Source excerpt:
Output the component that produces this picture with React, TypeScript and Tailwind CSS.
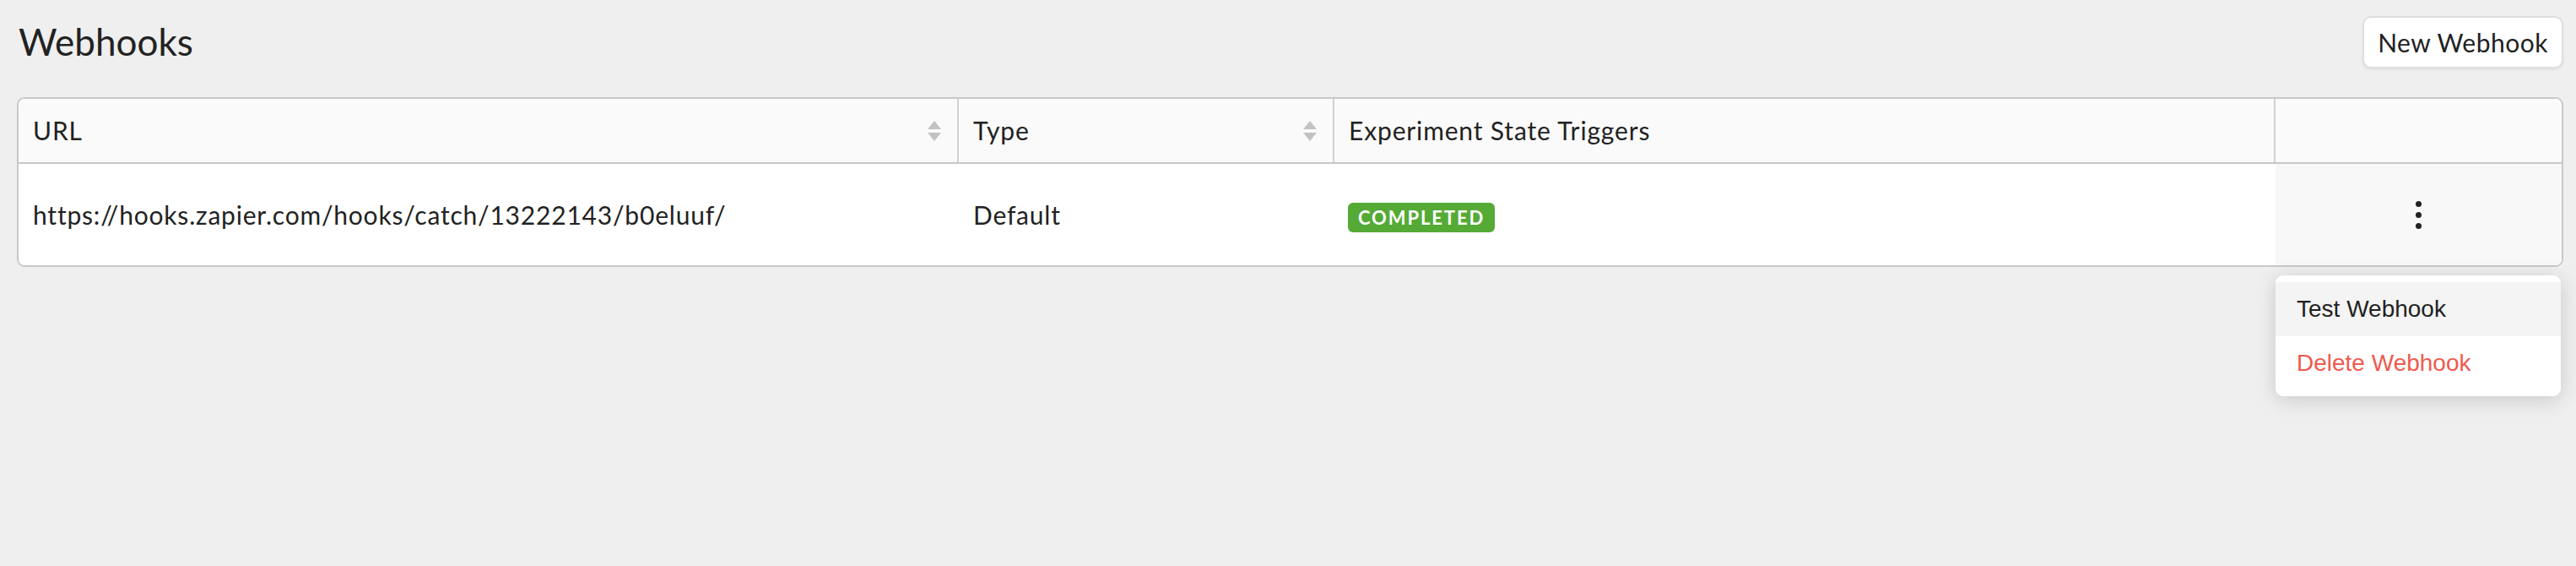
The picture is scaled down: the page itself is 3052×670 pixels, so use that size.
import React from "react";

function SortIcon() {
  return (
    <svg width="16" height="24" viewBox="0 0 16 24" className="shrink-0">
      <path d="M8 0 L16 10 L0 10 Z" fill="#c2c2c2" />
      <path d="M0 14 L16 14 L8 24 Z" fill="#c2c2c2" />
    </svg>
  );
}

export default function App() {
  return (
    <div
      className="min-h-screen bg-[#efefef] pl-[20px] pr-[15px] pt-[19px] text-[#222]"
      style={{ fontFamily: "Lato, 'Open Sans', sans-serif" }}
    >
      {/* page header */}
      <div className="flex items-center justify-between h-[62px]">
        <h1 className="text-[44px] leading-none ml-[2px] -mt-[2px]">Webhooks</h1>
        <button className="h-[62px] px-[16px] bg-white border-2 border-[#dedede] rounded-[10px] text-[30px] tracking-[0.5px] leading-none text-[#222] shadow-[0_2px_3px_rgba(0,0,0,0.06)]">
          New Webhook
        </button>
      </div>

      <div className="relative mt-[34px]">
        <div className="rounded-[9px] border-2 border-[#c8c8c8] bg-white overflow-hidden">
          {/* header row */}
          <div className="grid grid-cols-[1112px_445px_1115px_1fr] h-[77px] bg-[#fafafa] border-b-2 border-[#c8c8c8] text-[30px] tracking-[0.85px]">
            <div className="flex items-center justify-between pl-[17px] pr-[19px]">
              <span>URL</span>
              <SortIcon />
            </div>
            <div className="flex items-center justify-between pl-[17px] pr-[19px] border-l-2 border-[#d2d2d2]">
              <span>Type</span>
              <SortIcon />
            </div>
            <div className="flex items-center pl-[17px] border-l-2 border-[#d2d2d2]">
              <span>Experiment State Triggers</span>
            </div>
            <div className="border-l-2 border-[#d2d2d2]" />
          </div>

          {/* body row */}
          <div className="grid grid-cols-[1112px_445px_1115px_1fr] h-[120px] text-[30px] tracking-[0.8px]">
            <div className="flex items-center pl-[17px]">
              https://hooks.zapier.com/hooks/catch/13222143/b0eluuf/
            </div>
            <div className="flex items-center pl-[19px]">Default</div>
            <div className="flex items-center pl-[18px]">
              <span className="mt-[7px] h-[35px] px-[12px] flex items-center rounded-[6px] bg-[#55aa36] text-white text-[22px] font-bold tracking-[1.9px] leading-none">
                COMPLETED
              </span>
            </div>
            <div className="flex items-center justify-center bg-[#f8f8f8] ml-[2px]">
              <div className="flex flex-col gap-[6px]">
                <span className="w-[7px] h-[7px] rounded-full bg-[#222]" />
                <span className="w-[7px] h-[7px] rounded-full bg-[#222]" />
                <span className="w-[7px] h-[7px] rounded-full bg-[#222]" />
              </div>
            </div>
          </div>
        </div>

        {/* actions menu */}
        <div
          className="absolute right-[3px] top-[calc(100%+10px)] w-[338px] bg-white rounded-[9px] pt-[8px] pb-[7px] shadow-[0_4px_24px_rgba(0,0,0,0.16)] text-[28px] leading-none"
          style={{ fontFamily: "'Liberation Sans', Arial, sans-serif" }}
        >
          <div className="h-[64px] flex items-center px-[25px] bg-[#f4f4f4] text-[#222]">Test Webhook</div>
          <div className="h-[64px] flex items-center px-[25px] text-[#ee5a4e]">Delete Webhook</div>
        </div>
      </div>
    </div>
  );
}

Work to do:
Your task is to repeat the data above exactly while excluding the pictures.

Result of the task:
Output the component that produces this picture with React, TypeScript and Tailwind CSS.
The picture is scaled down: the page itself is 3052×670 pixels, so use that size.
import React from "react";

function SortIcon() {
  return (
    <svg width="16" height="24" viewBox="0 0 16 24" className="shrink-0">
      <path d="M8 0 L16 10 L0 10 Z" fill="#c2c2c2" />
      <path d="M0 14 L16 14 L8 24 Z" fill="#c2c2c2" />
    </svg>
  );
}

export default function App() {
  return (
    <div
      className="min-h-screen bg-[#efefef] pl-[20px] pr-[15px] pt-[19px] text-[#222]"
      style={{ fontFamily: "Lato, 'Open Sans', sans-serif" }}
    >
      {/* page header */}
      <div className="flex items-center justify-between h-[62px]">
        <h1 className="text-[44px] leading-none ml-[2px] -mt-[2px]">Webhooks</h1>
        <button className="h-[62px] px-[16px] bg-white border-2 border-[#dedede] rounded-[10px] text-[30px] tracking-[0.5px] leading-none text-[#222] shadow-[0_2px_3px_rgba(0,0,0,0.06)]">
          New Webhook
        </button>
      </div>

      <div className="relative mt-[34px]">
        <div className="rounded-[9px] border-2 border-[#c8c8c8] bg-white overflow-hidden">
          {/* header row */}
          <div className="grid grid-cols-[1112px_445px_1115px_1fr] h-[77px] bg-[#fafafa] border-b-2 border-[#c8c8c8] text-[30px] tracking-[0.85px]">
            <div className="flex items-center justify-between pl-[17px] pr-[19px]">
              <span>URL</span>
              <SortIcon />
            </div>
            <div className="flex items-center justify-between pl-[17px] pr-[19px] border-l-2 border-[#d2d2d2]">
              <span>Type</span>
              <SortIcon />
            </div>
            <div className="flex items-center pl-[17px] border-l-2 border-[#d2d2d2]">
              <span>Experiment State Triggers</span>
            </div>
            <div className="border-l-2 border-[#d2d2d2]" />
          </div>

          {/* body row */}
          <div className="grid grid-cols-[1112px_445px_1115px_1fr] h-[120px] text-[30px] tracking-[0.8px]">
            <div className="flex items-center pl-[17px]">
              https://hooks.zapier.com/hooks/catch/13222143/b0eluuf/
            </div>
            <div className="flex items-center pl-[19px]">Default</div>
            <div className="flex items-center pl-[18px]">
              <span className="mt-[7px] h-[35px] px-[12px] flex items-center rounded-[6px] bg-[#55aa36] text-white text-[22px] font-bold tracking-[1.9px] leading-none">
                COMPLETED
              </span>
            </div>
            <div className="flex items-center justify-center bg-[#f8f8f8] ml-[2px]">
              <div className="flex flex-col gap-[6px]">
                <span className="w-[7px] h-[7px] rounded-full bg-[#222]" />
                <span className="w-[7px] h-[7px] rounded-full bg-[#222]" />
                <span className="w-[7px] h-[7px] rounded-full bg-[#222]" />
              </div>
            </div>
          </div>
        </div>

        {/* actions menu */}
        <div
          className="absolute right-[3px] top-[calc(100%+10px)] w-[338px] bg-white rounded-[9px] pt-[8px] pb-[7px] shadow-[0_4px_24px_rgba(0,0,0,0.16)] text-[28px] leading-none"
          style={{ fontFamily: "'Liberation Sans', Arial, sans-serif" }}
        >
          <div className="h-[64px] flex items-center px-[25px] bg-[#f4f4f4] text-[#222]">Test Webhook</div>
          <div className="h-[64px] flex items-center px-[25px] text-[#ee5a4e]">Delete Webhook</div>
        </div>
      </div>
    </div>
  );
}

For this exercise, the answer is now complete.